Philadelphia Gear: Providing Innovative Power Transmission and Gearing Solutions for over 100 Years
In 1892, George B. Grant founded Philadelphia Gear Works in the perfect location to serve the booming steel and anthracite coal industries of Pennsylvania's Lehigh Valley. At the time, the country was in need of raw materials - from steel for railroads, ships and bridges; to coal for power generation; to wood, copper and other materials; as well as machinery for food production. All of this production required dependable gearing, allowing Philadelphia Gear to prosper.
By 1907, Philadelphia Gear employed 17 machinists - 20 by 1911 - continuing this growth over the next five years. A look at Philadelphia Gear's 1912 catalog shows not only standard stocked gears, but also custom-made products.
As the gearing industry continued to prosper, gear manufacturers recognized the value of joining together to advance the industry. Thus, Philadelphia Gear joined with nine other gearing companies to form the American Gear Manufacturing Association (AGMA) in 1916.
Philadelphia Gear and the War Effort
At this time, much of Europe was entrenched in the first World War. When the U.S. entered the war in 1917, companies such as Philadelphia Gear increased their production of gears, sprockets, chain and automotive transmissions for ships, planes, munitions, tanks and machinery. Philadelphia Gear tripled its workforce to 55 machinists and 10 office staff.
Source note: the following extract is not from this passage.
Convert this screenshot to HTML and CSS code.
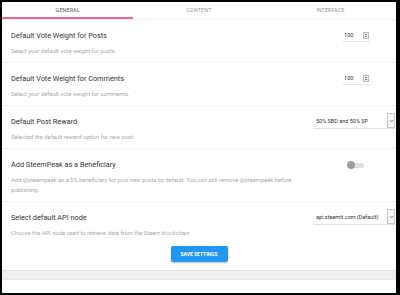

As the gearing industry continued to evolve, Philadelphia Gear began producing completely packaged power transmission products. Our 1922 catalog shows an enclosed speed reducer, which was a first. Users of gear-related machinery could now rely on Philadelphia Gear power transmission specialists to create entire drive systems.
While other companies were ruined by the Great Depression, Philadelphia Gear survived thanks to our sale of the speed reducer. By 1939, speed reducers had become a major emphasis at Philadelphia Gear. During this time we also produced couplings and electric hoists, as well as every type and size of gear.
With the outbreak of World War II, Philadelphia Gear produced 14-foot ring gears to rotate battleship gun turrets, and worm gears for the hydraulic systems of virtually every Navy destroyer launched.